◆ What is expected: Go through the material and write it all out exactly, minus the pictures.

◆ Provided data:
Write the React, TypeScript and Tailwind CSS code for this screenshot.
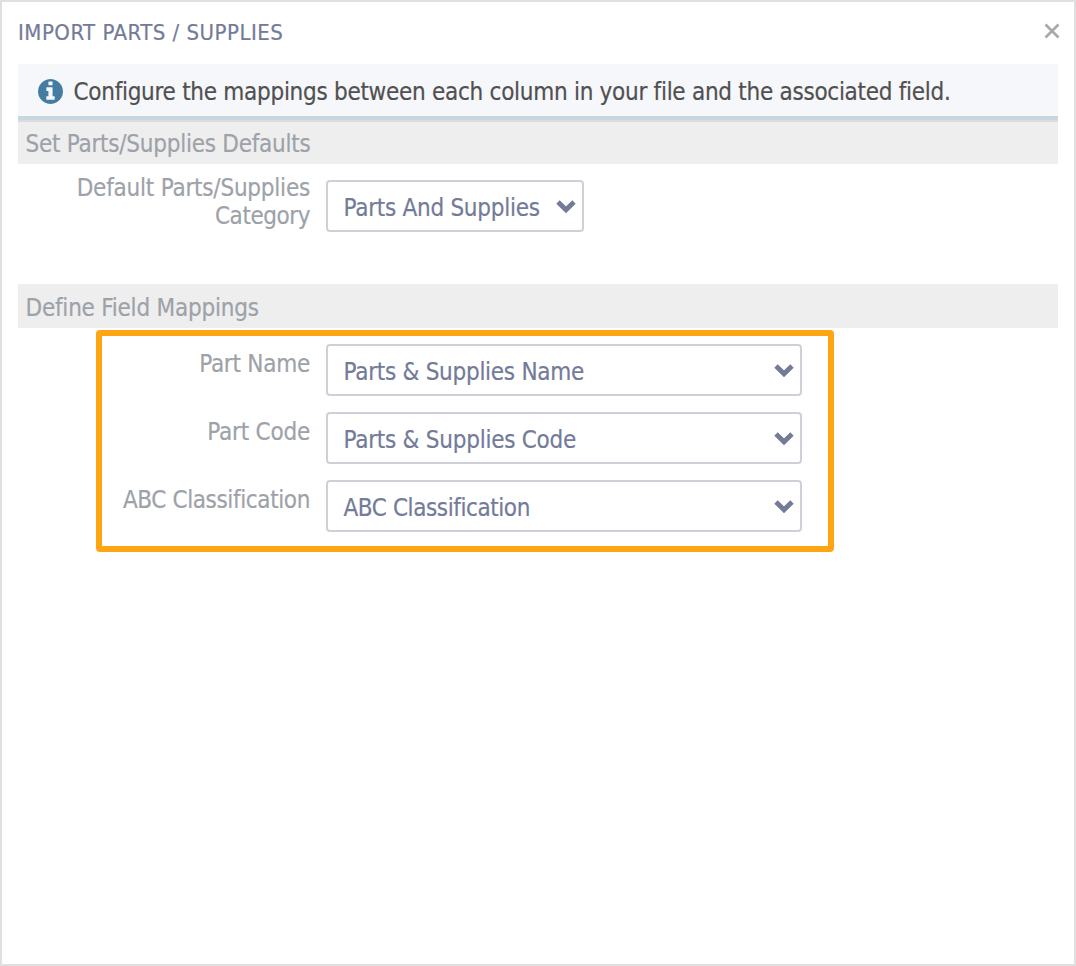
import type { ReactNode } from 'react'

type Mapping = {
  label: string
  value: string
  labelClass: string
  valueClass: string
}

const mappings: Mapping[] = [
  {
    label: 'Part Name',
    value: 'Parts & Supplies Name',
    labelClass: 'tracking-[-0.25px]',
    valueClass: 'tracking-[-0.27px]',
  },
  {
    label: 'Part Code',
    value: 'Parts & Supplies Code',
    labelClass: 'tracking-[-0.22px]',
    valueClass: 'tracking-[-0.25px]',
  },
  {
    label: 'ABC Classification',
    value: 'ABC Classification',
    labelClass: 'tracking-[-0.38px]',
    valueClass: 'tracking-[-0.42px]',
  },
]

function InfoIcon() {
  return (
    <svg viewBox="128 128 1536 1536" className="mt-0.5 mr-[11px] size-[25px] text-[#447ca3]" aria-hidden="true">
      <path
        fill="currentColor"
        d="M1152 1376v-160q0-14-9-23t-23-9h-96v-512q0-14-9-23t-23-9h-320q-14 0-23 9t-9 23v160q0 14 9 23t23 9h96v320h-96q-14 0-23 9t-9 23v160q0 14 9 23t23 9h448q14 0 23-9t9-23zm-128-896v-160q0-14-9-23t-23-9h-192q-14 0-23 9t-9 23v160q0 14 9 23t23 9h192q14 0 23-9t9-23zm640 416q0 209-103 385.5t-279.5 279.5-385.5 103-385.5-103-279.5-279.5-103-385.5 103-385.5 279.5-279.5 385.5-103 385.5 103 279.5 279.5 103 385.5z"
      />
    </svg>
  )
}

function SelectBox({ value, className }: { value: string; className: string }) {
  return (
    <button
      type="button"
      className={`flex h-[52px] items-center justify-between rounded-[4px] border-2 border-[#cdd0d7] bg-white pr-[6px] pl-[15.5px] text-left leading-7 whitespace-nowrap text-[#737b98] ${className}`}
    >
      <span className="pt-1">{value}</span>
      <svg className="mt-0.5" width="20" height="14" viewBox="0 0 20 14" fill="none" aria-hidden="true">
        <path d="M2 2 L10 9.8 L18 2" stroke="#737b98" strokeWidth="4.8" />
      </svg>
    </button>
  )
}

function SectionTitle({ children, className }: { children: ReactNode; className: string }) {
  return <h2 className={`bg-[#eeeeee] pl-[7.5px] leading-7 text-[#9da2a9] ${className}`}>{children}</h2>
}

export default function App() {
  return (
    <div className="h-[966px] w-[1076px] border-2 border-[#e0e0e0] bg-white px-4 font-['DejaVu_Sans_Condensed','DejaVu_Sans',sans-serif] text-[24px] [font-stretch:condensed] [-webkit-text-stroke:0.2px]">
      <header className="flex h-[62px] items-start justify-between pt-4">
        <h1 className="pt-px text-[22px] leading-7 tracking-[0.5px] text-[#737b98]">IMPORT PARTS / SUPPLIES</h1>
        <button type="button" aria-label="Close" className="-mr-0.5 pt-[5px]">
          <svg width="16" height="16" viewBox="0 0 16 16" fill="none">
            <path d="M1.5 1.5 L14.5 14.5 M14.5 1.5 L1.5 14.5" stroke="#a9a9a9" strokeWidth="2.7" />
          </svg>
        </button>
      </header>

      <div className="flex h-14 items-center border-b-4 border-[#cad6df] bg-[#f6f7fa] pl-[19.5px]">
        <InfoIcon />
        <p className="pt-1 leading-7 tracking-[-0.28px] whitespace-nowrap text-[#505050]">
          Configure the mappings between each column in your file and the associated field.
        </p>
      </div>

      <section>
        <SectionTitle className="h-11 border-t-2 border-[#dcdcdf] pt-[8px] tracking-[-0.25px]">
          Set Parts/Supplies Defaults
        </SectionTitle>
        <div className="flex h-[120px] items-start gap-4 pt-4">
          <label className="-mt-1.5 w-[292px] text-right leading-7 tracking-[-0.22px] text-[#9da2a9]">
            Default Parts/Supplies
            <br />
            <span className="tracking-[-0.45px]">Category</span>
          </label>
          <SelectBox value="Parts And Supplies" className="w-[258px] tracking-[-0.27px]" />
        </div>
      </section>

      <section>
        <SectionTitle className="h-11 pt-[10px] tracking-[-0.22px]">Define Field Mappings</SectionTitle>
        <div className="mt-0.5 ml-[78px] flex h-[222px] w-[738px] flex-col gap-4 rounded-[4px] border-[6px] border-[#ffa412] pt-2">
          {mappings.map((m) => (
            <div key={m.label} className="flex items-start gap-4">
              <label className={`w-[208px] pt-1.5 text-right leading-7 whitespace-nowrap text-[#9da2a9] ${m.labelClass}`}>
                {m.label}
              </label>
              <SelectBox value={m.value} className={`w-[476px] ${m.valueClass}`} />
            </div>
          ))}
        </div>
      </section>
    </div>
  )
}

◆ Output below:
Write the React, TypeScript and Tailwind CSS code for this screenshot.
import type { ReactNode } from 'react'

type Mapping = {
  label: string
  value: string
  labelClass: string
  valueClass: string
}

const mappings: Mapping[] = [
  {
    label: 'Part Name',
    value: 'Parts & Supplies Name',
    labelClass: 'tracking-[-0.25px]',
    valueClass: 'tracking-[-0.27px]',
  },
  {
    label: 'Part Code',
    value: 'Parts & Supplies Code',
    labelClass: 'tracking-[-0.22px]',
    valueClass: 'tracking-[-0.25px]',
  },
  {
    label: 'ABC Classification',
    value: 'ABC Classification',
    labelClass: 'tracking-[-0.38px]',
    valueClass: 'tracking-[-0.42px]',
  },
]

function InfoIcon() {
  return (
    <svg viewBox="128 128 1536 1536" className="mt-0.5 mr-[11px] size-[25px] text-[#447ca3]" aria-hidden="true">
      <path
        fill="currentColor"
        d="M1152 1376v-160q0-14-9-23t-23-9h-96v-512q0-14-9-23t-23-9h-320q-14 0-23 9t-9 23v160q0 14 9 23t23 9h96v320h-96q-14 0-23 9t-9 23v160q0 14 9 23t23 9h448q14 0 23-9t9-23zm-128-896v-160q0-14-9-23t-23-9h-192q-14 0-23 9t-9 23v160q0 14 9 23t23 9h192q14 0 23-9t9-23zm640 416q0 209-103 385.5t-279.5 279.5-385.5 103-385.5-103-279.5-279.5-103-385.5 103-385.5 279.5-279.5 385.5-103 385.5 103 279.5 279.5 103 385.5z"
      />
    </svg>
  )
}

function SelectBox({ value, className }: { value: string; className: string }) {
  return (
    <button
      type="button"
      className={`flex h-[52px] items-center justify-between rounded-[4px] border-2 border-[#cdd0d7] bg-white pr-[6px] pl-[15.5px] text-left leading-7 whitespace-nowrap text-[#737b98] ${className}`}
    >
      <span className="pt-1">{value}</span>
      <svg className="mt-0.5" width="20" height="14" viewBox="0 0 20 14" fill="none" aria-hidden="true">
        <path d="M2 2 L10 9.8 L18 2" stroke="#737b98" strokeWidth="4.8" />
      </svg>
    </button>
  )
}

function SectionTitle({ children, className }: { children: ReactNode; className: string }) {
  return <h2 className={`bg-[#eeeeee] pl-[7.5px] leading-7 text-[#9da2a9] ${className}`}>{children}</h2>
}

export default function App() {
  return (
    <div className="h-[966px] w-[1076px] border-2 border-[#e0e0e0] bg-white px-4 font-['DejaVu_Sans_Condensed','DejaVu_Sans',sans-serif] text-[24px] [font-stretch:condensed] [-webkit-text-stroke:0.2px]">
      <header className="flex h-[62px] items-start justify-between pt-4">
        <h1 className="pt-px text-[22px] leading-7 tracking-[0.5px] text-[#737b98]">IMPORT PARTS / SUPPLIES</h1>
        <button type="button" aria-label="Close" className="-mr-0.5 pt-[5px]">
          <svg width="16" height="16" viewBox="0 0 16 16" fill="none">
            <path d="M1.5 1.5 L14.5 14.5 M14.5 1.5 L1.5 14.5" stroke="#a9a9a9" strokeWidth="2.7" />
          </svg>
        </button>
      </header>

      <div className="flex h-14 items-center border-b-4 border-[#cad6df] bg-[#f6f7fa] pl-[19.5px]">
        <InfoIcon />
        <p className="pt-1 leading-7 tracking-[-0.28px] whitespace-nowrap text-[#505050]">
          Configure the mappings between each column in your file and the associated field.
        </p>
      </div>

      <section>
        <SectionTitle className="h-11 border-t-2 border-[#dcdcdf] pt-[8px] tracking-[-0.25px]">
          Set Parts/Supplies Defaults
        </SectionTitle>
        <div className="flex h-[120px] items-start gap-4 pt-4">
          <label className="-mt-1.5 w-[292px] text-right leading-7 tracking-[-0.22px] text-[#9da2a9]">
            Default Parts/Supplies
            <br />
            <span className="tracking-[-0.45px]">Category</span>
          </label>
          <SelectBox value="Parts And Supplies" className="w-[258px] tracking-[-0.27px]" />
        </div>
      </section>

      <section>
        <SectionTitle className="h-11 pt-[10px] tracking-[-0.22px]">Define Field Mappings</SectionTitle>
        <div className="mt-0.5 ml-[78px] flex h-[222px] w-[738px] flex-col gap-4 rounded-[4px] border-[6px] border-[#ffa412] pt-2">
          {mappings.map((m) => (
            <div key={m.label} className="flex items-start gap-4">
              <label className={`w-[208px] pt-1.5 text-right leading-7 whitespace-nowrap text-[#9da2a9] ${m.labelClass}`}>
                {m.label}
              </label>
              <SelectBox value={m.value} className={`w-[476px] ${m.valueClass}`} />
            </div>
          ))}
        </div>
      </section>
    </div>
  )
}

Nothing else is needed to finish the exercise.